Subsequently, the Commissioner filed a brief contending that Vesta Holdings purchased the tax executions from him under OCGA § 48-3-19 [7] and then held them until the Commissioner conducted tax sales on the property covered by Vesta Holdings's tax executions for tax liabilities for years after those covered by Vesta Holdings's tax executions. He further alleged that Vesta Holdings's plan was to purchase a tax execution, to sit on its rights to levy and sell the property to collect the tax execution, to allow interest to accrue at the statutory rate of twelve (12) percent per year, and then to demand the excess proceeds when the property was sold at a later tax sale. He also contended that Georgia law prohibited him from satisfying Vesta Holdings's tax executions in that manner and that Vesta Holdings's remedy was to levy and sell the property to which its tax executions related.
Relying on National Tax Funding, LP v. Harpagon Co., LLC, 277 Ga. 41 (586 S.E.2d 235) (2003), the trial court granted Vesta Holdings's petition for the money rule. This ruling authorized Vesta Holdings to satisfy its tax executions from the excess proceeds the Commissioner collected from subsequent tax sales on the same parcels of property.
Case No.
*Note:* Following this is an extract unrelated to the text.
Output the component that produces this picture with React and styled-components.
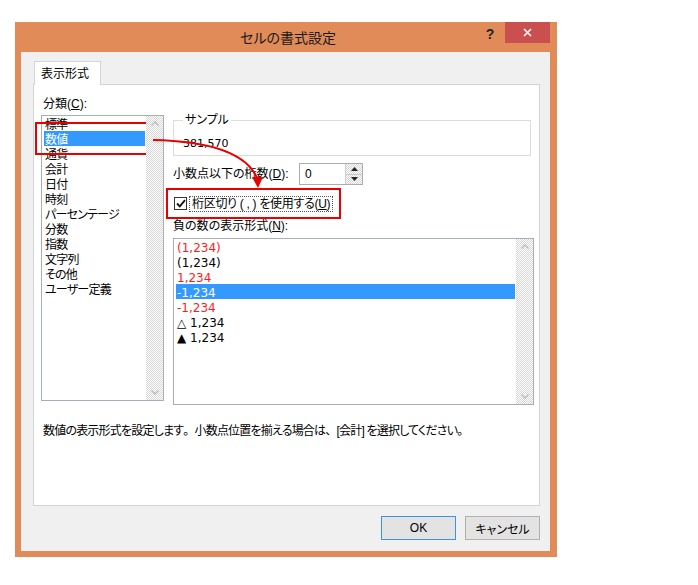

A05A1226
1. As the trial court found, this case is controlled by our Supreme Court's decision in National Tax Funding :
All owners of non-exempt real and tangible personal property are subject to taxation
Page 450
on the property's fair market value as of January first of each year. [OCGA §§ 48-5-1; 48-5-3; 48-5-9; 48-5-10.] In order to secure payment of these taxes when they fall delinquent, the law creates a lien which extends not only to the property giving rise to the tax obligation, but also to all other property owned by the taxpayer. [OCGA § 48-2-56 (a).] Generally, a lien for delinquent ad valorem taxes arises at the time the taxes become due and unpaid, and "covers all property in which the taxpayer has any interest from the date the lien arises until such taxes are paid." [Id.] When taxes are not paid, the Tax Commissioner is authorized to issue a writ of fieri facias (or tax execution), which is a directive to the appropriate officer (often the sheriff) to levy upon the property, sell it and collect the unpaid taxes. [OCGA §§ 48-3-3; 48-5-127 (a)(6); 48-5-161.] Following a tax sale, after the payment of taxes, costs, and other expenses, any excess proceeds may be claimed by the parties entitled to receive them, including those who hold other liens against the property. [OCGA § 48-4-5. If the tax sale proceeds are insufficient to fully pay an outstanding tax lien, the tax lienholder may levy upon and collect from the taxpayer's other property. See OCGA § 48-2-56 (a).]
(Punctuation omitted, and emphasis supplied.) Id. at 42 (1). See Annual Survey of Georgia Law, 56 Mercer L. Rev. 395 (2004), at 411. The Supreme Court reiterated its interpretation of OCGA § 48-4-5 later in the opinion:
[F]ollowing a tax sale, the holder of a competing tax lien has two options -- it may either file a claim to collect against any proceeds from the sale, or it may assert its rights following the tax sale via a statutory claim for redemption, in which case it obtains a first priority lien on the property, which it [275 Ga.App. 200] may then enforce by levy and sale. With these two options, the legislature has ensured that holders of competing tax liens can take adequate steps to protect their interest in property sold at a tax sale to another lienholder.
National Tax Funding, supra, 277 Ga. at 44 (3), 586 S.E.2d 235.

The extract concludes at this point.